Ems Wed 13-Jun-01 13:49:46

The good thing about WW is that you can follow day by day recipes and they suggest your 'shopping lists' if you are that sort of person. Or if you cant do it that way, then you can do your own and count your own points. It really is easy. (Go for it Lizzer! I've lost 2 stone)

Lizzer Wed 13-Jun-01 14:39:54

Thanks for the encouragement Ems! I really need to shift 2 stone if I'm honest with myself, I used to be 3 stone lighter in my wild 'n crazy student days - but then I hardly ate a thing! I would love to have the confidence that I used to have. My impending 'big night out' in Manchester is looming in a couple of weeks and I'm distraught already knowing that I'm going to be the biggest person in the restaurant and club! (Going out with 4 perfect size 10's doesn't really help matters!) I'm beating myself up about it and drowning in self pity - there has to be a better way! When I think of all the money I waste on utter rubbish every week I think I could quite easily spare £4 or whatever. It's really come to a head now as I spent all morning in tears and I'm not having my little girl grow up watching me like that - enough is enough. Sorry Bo I've totally taken over your thread - maybe we could update each other on our weight loss to encourage each other, what do you say?!
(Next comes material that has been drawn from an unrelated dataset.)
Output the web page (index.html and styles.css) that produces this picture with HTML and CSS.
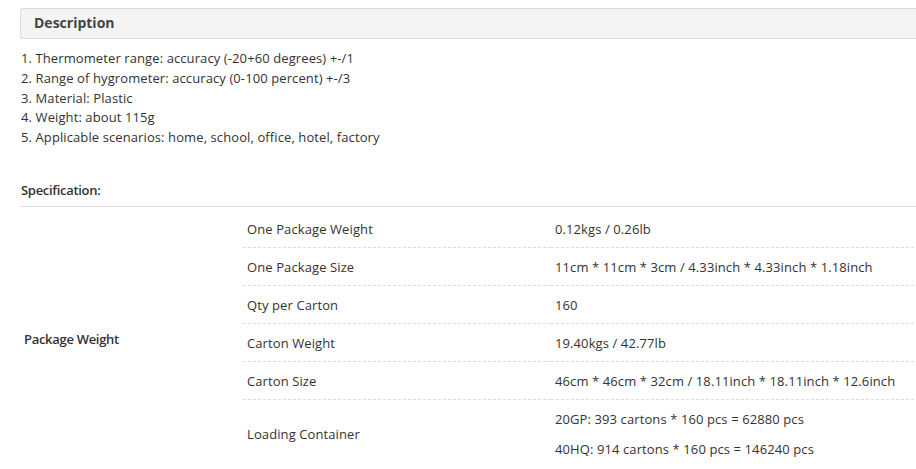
FILE: index.html
```html
<!DOCTYPE html>
<html>
<head>
<meta charset="utf-8">
<link rel="stylesheet" href="styles.css">
</head>
<body>
<div class="page">
  <div class="desc-head"><h2>Description</h2></div>
  <div class="desc-list">
    <div>1. Thermometer range: accuracy (-20+60 degrees) +-/1</div>
    <div>2. Range of hygrometer: accuracy (0-100 percent) +-/3</div>
    <div>3. Material: Plastic</div>
    <div>4. Weight: about 115g</div>
    <div>5. Applicable scenarios: home, school, office, hotel, factory</div>
  </div>
  <h3 class="spec-title">Specification:</h3>
  <table class="spec">
    <colgroup><col class="c1"><col class="c2"><col class="c3"></colgroup>
    <tr>
      <th rowspan="6">Package Weight</th>
      <td>One Package Weight</td><td>0.12kgs / 0.26lb</td>
    </tr>
    <tr><td>One Package Size</td><td>11cm * 11cm * 3cm / 4.33inch * 4.33inch * 1.18inch</td></tr>
    <tr><td>Qty per Carton</td><td>160</td></tr>
    <tr><td>Carton Weight</td><td>19.40kgs / 42.77lb</td></tr>
    <tr><td>Carton Size</td><td>46cm * 46cm * 32cm / 18.11inch * 18.11inch * 12.6inch</td></tr>
    <tr class="last">
      <td>Loading Container</td>
      <td><p>20GP: 393 cartons * 160 pcs = 62880 pcs</p><p>40HQ: 914 cartons * 160 pcs = 146240 pcs</p></td>
    </tr>
  </table>
</div>
</body>
</html>
```
FILE: styles.css
```css
html, body {
  margin: 0;
  padding: 0;
  background: #fff;
  overflow: hidden;
}
body {
  font-family: "Open Sans", "Liberation Sans", sans-serif;
  font-size: 13px;
  color: #333;
  letter-spacing: 0.1px;
}
.page {
  width: 904px;
  padding: 8px 0 0 20px;
}
.desc-head {
  height: 29px;
  border: 1px solid #ddd;
  border-right: none;
  border-radius: 3px 0 0 3px;
  background: #f4f4f4;
  padding-left: 13px;
}
.desc-head h2 {
  margin: 0;
  font-size: 14px;
  font-weight: bold;
  color: #444;
  line-height: 28px;
  letter-spacing: 0;
}
.desc-list {
  margin-top: 10px;
  line-height: 19.8px;
  padding-left: 1px;
}
.spec-title {
  margin: 32px 0 0;
  padding: 0 0 6px 1px;
  font-size: 13px;
  font-weight: 600;
  line-height: 20px;
  color: #333;
  border-bottom: 1px solid #ddd;
  letter-spacing: -0.3px;
}
.spec {
  width: 100%;
  border-collapse: collapse;
  margin-top: 3px;
}
.spec col.c1 { width: 223px; }
.spec col.c2 { width: 308px; }
.spec th {
  text-align: left;
  font-weight: 600;
  padding: 1px 0 0 4px;
  vertical-align: middle;
  line-height: 20px;
  letter-spacing: -0.3px;
}
.spec td {
  padding: 9px 4px 8px;
  line-height: 20px;
  border-bottom: 1px dashed #ddd;
  vertical-align: middle;
}
.spec tr.last td {
  border-bottom: none;
}
.spec p {
  margin: 0;
}
.spec p + p {
  margin-top: 10px;
}
```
Ems Wed 13-Jun-01 16:54:30

Oh Lizzer, dont get in a state about it. Because you can do something about it. It seems like a huge task I know, but bit by bit week by week it comes off. And by going to get weighed each week, it really motivates you to keep going. I'd lost a stone in 8 weeks. I used to treat myself, I had a massage at half a stone, shoes at one stone and then got into the new clothes bit!!

Have you got a friend you can go with? That support helps too, although this place here is very supportive! You go to the gym/creche don't you? That helps too, it either helps speed up the weight loss or earns you more points. So you can go to the gym, earn 3 points and have a cadburys creme egg or 3 glasses of wine, the choice is yours!!